Wallet cryptographic architecture assessment
Halborn conducted a detailed review of the protocol’s wallet design, including key derivation, encrypted file formatting, secure handling of post-quantum key material, and deterministic seed recovery.
Merged mining and AuxPoW review
The audit also covered Auxiliary Proof-of-Work logic, including chain ID enforcement and replay protection across merged-mined environments involving Litecoin and Dogecoin.
Casey Wilson, CEO and Founder of Soqucoin Labs Inc., noted that Halborn’s role extended beyond a conventional security review. In his words, “Halborn didn't just audit our code, they helped us establish the security playbook for an entirely new class of blockchain. When your signature scheme has no prior audit history in the industry, you need a world-class security team who can evaluate cryptographic soundness from first principles. The Halborn team delivered exactly that.”
Outcomes Beyond the Core Audit
The engagement produced security improvements that extended beyond Soqucoin itself.
One of the most significant outcomes was Halborn’s discovery of vulnerabilities in the upstream NIST PQC reference implementation of Dilithium, including a heap buffer overflow in the signature verification path. These findings affected not only Soqucoin, but any project relying on the same reference library. As a result, the engagement contributed to the broader security posture of the emerging post-quantum ecosystem.
The audit also validated the importance of independent review for novel cryptographic primitives. Critical findings in PAT showed that new constructions, even when theoretically well motivated, require rigorous adversarial analysis before deployment. Those issues were identified and remediated before mainnet, reducing the risk of consensus-level failure.
In addition, the engagement drove broader hardening across wallet cryptography, memory management, and RPC interfaces. By the end of the process, all 30 findings had been remediated, with each fix accompanied by regression testing to confirm there were no reintroduced issues.
Wilson emphasized the practical value of gating launch on an external review: “We made the deliberate decision to gate our mainnet launch on a comprehensive Halborn security assessment. That decision paid for itself when they uncovered vulnerabilities in the upstream NIST PQC reference implementation that affect every project using the same library. That's the kind of impact that comes from working with a world-class security team.”
Going Above and Beyond
This engagement required Halborn to operate in a domain where the standard assumptions of blockchain security no longer applied. Instead of reviewing familiar ECDSA- and secp256k1-based systems, Halborn assessed a protocol built around lattice-based cryptography that is still maturing alongside its NIST standardization and broader institutional adoption.
That work has implications well beyond one blockchain launch. As institutions prepare for the transition to post-quantum standards, the need for production-grade security validation of PQC implementations is becoming increasingly urgent. Halborn’s review helped secure one of the earliest attempts at a production-grade post-quantum blockchain at a time when there is still effectively no mature PQC infrastructure in live blockchain environments.
In that sense, the engagement was not only about one protocol.

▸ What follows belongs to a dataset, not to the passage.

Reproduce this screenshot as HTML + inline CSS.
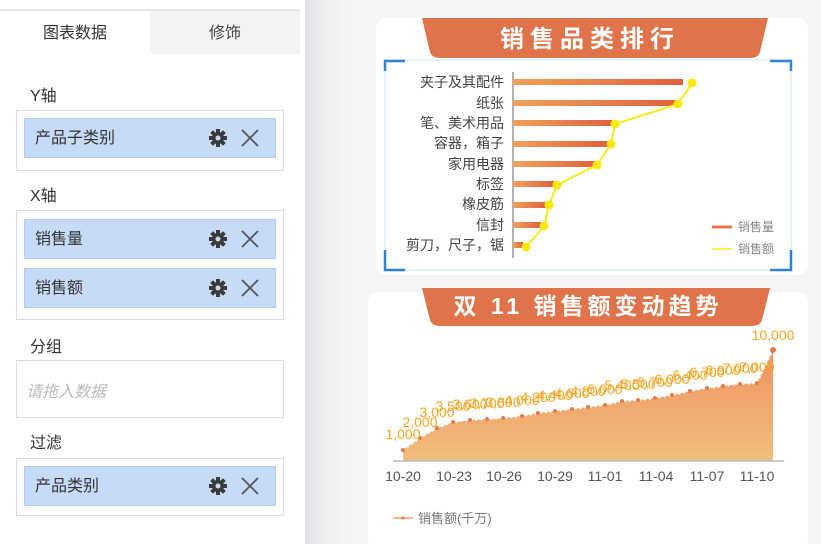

It was about helping establish the security expectations for a future in which quantum-safe infrastructure may underpin institutional settlement systems, a stablecoin market of roughly $316 billion, and more than $33 trillion in annual transaction volume. With the 2030 NIST migration deadline approaching for federal and regulated systems, the Soqucoin audit illustrates how early, rigorous security review can play a foundational role in preparing for that transition.